◆ STATED PROBLEM:
Repeat only what lies from the line with "Reproduce this table" to the line with "string; value: string;", those two lines included, exactly as it stands; omit any images.

◆ DATA TO PROCESS:

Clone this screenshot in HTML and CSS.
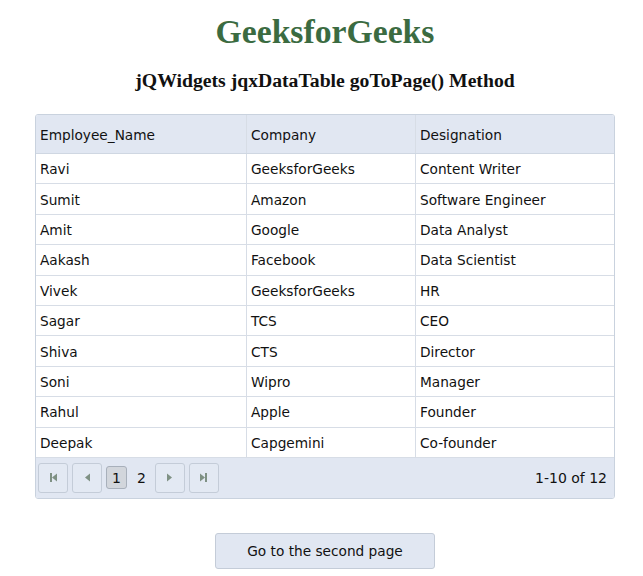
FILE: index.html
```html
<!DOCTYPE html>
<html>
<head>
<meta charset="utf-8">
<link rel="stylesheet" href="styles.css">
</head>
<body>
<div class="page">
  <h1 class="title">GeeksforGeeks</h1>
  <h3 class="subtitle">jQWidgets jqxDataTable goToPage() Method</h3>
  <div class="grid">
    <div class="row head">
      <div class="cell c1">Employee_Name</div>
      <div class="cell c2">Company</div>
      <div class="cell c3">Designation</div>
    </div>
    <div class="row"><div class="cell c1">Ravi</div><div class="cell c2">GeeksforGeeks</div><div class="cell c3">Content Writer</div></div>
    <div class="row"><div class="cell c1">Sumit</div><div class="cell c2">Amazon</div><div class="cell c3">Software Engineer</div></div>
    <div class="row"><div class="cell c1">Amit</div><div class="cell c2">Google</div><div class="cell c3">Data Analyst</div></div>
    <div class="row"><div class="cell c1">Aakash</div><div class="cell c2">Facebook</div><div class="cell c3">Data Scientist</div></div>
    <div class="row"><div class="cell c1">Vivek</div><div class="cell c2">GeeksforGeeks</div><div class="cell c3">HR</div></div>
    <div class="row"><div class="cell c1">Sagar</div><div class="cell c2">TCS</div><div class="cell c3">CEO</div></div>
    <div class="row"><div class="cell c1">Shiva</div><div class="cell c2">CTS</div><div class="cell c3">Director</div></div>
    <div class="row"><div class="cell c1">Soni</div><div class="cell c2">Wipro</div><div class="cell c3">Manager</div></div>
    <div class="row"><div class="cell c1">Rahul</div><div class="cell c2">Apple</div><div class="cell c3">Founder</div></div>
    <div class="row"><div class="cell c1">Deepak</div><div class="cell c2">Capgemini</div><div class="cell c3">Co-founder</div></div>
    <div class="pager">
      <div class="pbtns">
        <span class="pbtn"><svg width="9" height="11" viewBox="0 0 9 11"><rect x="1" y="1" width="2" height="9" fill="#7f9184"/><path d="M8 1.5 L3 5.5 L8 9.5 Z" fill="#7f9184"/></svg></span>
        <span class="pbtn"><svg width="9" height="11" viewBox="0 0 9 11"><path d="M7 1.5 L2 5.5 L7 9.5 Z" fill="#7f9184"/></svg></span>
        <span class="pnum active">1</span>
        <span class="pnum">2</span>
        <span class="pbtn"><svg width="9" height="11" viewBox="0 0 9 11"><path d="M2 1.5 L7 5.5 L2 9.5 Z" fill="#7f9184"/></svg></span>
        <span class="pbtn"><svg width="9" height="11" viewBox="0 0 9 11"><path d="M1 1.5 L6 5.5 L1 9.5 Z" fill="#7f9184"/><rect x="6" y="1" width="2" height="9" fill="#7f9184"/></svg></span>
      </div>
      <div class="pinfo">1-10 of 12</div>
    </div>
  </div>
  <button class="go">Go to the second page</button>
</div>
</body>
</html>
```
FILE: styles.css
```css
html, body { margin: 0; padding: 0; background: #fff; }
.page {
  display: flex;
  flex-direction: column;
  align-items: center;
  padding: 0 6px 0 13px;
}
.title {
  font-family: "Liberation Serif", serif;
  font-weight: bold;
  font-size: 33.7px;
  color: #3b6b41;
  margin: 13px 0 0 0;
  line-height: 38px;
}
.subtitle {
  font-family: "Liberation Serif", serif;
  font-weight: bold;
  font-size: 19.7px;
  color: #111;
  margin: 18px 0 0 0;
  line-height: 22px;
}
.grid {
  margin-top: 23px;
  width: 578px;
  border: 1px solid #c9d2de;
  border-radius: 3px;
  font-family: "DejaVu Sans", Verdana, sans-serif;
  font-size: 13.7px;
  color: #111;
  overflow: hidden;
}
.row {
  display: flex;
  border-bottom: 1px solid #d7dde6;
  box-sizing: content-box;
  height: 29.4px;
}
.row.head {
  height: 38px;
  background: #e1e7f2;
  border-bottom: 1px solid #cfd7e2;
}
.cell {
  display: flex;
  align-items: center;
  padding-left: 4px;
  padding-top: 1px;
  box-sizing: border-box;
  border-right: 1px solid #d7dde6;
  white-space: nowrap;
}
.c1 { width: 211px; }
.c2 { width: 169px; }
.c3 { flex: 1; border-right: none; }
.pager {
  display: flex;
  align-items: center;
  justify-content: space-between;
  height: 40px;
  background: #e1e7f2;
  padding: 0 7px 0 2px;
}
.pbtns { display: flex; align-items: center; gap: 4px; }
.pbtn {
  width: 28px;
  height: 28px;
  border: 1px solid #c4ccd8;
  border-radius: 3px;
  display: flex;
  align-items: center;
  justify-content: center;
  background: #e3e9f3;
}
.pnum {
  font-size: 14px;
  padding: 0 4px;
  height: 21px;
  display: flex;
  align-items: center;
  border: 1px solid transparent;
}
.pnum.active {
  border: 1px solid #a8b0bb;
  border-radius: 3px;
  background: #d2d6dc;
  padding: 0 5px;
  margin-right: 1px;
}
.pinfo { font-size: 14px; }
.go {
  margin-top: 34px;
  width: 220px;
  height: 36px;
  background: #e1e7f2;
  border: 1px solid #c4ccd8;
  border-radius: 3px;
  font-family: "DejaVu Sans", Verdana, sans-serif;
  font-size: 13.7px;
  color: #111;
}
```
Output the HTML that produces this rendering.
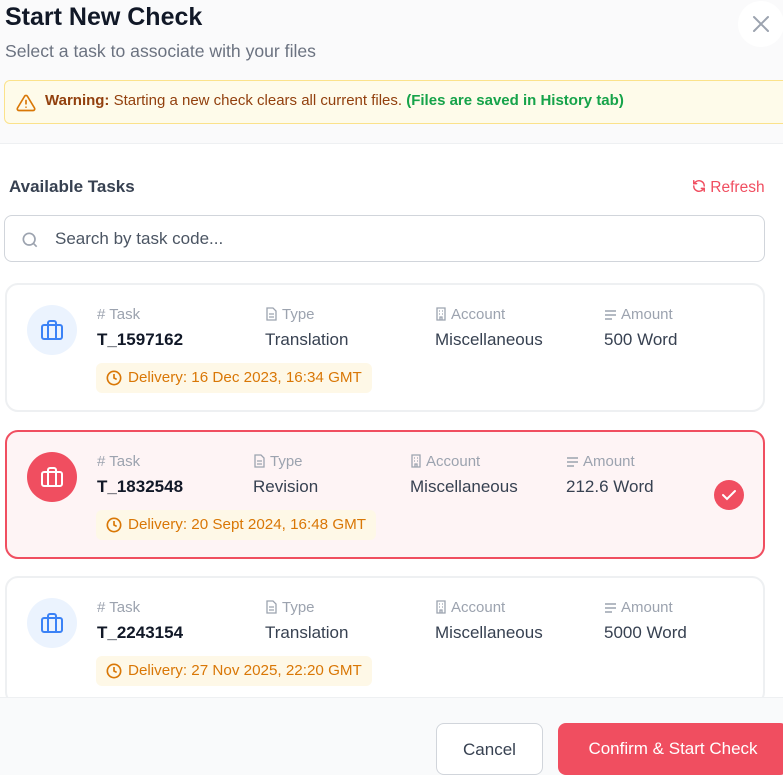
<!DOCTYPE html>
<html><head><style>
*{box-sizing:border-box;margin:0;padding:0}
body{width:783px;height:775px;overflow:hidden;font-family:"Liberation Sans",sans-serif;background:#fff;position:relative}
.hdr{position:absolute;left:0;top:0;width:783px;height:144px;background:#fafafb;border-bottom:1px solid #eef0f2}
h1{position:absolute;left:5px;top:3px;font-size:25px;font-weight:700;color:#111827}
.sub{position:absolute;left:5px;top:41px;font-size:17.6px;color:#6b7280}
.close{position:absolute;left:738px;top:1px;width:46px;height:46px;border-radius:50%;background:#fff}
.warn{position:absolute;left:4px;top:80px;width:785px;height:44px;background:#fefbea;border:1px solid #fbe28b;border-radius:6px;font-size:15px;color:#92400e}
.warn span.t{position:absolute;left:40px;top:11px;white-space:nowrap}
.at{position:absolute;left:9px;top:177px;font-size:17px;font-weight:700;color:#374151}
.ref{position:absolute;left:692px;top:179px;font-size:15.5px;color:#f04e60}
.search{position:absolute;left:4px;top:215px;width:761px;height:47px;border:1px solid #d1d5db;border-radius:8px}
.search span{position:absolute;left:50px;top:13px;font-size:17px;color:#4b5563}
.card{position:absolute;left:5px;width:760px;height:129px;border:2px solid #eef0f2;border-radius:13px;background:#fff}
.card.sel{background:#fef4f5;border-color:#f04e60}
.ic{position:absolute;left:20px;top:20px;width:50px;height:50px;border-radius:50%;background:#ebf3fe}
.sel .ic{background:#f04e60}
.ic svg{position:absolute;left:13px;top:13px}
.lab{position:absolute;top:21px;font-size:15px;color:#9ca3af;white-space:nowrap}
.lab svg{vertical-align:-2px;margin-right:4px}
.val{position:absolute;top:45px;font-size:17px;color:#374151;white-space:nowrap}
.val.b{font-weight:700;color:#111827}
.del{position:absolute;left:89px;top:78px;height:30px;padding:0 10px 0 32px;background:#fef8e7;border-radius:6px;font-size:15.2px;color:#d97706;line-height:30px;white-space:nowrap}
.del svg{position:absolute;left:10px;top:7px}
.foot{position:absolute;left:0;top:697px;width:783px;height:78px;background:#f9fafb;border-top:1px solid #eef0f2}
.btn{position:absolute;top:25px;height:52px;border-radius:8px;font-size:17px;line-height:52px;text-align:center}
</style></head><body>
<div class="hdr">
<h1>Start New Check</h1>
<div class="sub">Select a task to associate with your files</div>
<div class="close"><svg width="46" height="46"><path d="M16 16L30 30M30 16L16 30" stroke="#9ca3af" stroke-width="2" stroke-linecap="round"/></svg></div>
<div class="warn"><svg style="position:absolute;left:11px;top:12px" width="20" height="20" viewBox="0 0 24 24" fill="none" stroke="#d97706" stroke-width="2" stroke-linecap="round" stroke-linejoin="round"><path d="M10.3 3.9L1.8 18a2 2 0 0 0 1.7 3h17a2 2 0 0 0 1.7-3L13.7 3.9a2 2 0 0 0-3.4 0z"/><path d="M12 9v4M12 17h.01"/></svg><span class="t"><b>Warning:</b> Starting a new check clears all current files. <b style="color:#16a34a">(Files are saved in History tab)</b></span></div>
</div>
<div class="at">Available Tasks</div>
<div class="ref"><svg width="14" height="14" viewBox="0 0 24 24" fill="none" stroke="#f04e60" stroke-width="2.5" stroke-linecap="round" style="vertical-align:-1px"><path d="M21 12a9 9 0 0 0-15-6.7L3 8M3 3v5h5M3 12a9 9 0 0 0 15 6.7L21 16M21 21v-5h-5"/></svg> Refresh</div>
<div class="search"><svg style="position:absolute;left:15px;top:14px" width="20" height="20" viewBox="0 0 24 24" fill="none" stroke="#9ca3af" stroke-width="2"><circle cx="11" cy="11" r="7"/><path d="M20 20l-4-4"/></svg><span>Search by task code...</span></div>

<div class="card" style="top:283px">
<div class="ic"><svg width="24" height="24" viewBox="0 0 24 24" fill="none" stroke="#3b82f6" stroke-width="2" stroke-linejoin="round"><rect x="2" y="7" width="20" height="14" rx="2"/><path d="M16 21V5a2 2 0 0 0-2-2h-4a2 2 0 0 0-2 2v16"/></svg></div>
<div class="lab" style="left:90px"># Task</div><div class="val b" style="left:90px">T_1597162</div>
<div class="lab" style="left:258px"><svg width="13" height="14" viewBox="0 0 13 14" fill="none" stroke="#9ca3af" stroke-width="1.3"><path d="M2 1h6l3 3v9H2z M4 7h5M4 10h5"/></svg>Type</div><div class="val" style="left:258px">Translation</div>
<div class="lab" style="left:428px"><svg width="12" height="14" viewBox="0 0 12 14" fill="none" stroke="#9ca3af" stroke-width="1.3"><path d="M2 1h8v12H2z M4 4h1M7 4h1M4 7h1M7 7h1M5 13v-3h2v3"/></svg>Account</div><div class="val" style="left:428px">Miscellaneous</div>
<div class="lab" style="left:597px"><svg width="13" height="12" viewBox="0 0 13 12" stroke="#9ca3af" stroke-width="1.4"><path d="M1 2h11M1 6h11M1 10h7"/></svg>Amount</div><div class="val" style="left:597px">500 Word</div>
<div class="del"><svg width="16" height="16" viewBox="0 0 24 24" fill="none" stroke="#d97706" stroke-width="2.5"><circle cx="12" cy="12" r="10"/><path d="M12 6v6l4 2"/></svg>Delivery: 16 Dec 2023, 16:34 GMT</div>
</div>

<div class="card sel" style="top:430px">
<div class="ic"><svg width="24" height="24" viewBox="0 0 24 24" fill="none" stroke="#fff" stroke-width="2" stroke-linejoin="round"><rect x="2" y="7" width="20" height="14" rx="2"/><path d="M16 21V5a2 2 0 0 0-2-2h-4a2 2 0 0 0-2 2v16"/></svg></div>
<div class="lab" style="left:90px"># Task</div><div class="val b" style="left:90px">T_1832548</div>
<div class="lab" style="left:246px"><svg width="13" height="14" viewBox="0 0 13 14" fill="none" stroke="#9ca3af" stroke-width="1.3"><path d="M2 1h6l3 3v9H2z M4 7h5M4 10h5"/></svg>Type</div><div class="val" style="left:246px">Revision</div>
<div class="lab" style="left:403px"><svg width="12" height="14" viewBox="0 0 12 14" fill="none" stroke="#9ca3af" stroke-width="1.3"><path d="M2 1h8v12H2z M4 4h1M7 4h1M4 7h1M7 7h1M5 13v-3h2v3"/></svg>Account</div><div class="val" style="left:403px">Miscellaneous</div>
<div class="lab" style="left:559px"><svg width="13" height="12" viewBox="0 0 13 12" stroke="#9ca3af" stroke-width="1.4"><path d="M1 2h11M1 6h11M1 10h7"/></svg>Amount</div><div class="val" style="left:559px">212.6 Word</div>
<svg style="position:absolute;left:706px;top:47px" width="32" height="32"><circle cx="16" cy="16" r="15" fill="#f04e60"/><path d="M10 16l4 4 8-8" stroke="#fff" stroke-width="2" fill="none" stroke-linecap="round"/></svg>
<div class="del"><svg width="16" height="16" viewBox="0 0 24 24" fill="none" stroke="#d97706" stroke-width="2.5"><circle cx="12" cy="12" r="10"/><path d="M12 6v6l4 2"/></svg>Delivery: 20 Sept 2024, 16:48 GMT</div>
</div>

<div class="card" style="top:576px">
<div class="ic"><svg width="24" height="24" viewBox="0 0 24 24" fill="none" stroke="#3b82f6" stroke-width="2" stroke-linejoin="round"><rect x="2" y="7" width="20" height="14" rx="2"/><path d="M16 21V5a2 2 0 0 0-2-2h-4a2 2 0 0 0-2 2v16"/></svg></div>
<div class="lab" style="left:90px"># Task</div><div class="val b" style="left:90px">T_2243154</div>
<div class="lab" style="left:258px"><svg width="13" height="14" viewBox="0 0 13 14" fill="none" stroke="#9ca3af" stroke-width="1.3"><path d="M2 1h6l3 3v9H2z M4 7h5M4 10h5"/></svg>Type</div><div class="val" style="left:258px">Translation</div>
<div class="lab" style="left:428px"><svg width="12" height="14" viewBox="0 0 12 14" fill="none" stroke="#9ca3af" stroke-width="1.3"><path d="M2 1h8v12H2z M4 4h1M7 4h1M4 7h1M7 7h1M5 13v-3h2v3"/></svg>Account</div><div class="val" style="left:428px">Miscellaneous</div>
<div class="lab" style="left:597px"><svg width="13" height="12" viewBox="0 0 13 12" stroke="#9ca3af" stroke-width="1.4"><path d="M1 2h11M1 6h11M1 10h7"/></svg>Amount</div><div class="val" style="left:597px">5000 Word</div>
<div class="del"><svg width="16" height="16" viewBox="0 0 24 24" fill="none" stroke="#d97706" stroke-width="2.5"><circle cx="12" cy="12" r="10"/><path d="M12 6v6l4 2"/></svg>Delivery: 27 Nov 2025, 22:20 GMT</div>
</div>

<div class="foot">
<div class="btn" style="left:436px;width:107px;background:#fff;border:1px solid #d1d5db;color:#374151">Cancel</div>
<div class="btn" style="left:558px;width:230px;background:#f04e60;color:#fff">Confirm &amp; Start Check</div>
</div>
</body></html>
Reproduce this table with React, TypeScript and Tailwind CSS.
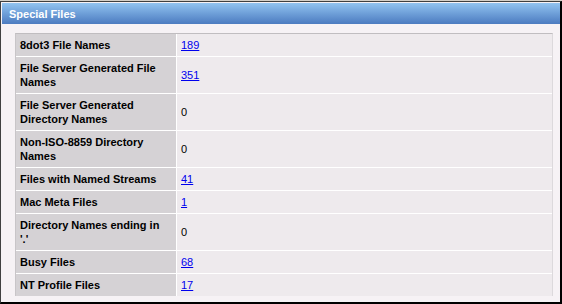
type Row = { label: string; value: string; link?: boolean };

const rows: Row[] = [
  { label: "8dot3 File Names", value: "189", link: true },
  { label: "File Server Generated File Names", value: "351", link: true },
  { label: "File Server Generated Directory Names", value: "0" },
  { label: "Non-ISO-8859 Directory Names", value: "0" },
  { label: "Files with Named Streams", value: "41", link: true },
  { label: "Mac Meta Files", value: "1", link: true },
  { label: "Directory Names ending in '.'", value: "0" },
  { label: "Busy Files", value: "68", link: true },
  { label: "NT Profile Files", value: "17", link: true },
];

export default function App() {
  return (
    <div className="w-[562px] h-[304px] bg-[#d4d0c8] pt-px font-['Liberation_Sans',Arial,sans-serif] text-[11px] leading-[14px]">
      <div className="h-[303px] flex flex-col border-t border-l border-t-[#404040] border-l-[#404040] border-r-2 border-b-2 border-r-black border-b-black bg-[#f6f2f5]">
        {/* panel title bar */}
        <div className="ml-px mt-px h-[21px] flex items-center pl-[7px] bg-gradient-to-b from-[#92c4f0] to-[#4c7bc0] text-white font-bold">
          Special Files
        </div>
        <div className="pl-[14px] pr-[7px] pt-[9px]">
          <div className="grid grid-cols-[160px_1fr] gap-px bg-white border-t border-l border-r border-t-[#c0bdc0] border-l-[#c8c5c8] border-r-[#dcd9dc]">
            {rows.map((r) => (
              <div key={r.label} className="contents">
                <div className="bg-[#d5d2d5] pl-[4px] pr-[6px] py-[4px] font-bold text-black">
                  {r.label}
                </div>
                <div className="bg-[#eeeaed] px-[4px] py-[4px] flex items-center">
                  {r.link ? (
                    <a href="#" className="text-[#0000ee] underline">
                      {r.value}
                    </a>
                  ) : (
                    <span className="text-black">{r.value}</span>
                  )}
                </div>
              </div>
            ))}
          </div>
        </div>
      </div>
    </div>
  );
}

◆ TASK RESULT:
Reproduce this table with React, TypeScript and Tailwind CSS.
type Row = { label: string; value: string; link?: boolean };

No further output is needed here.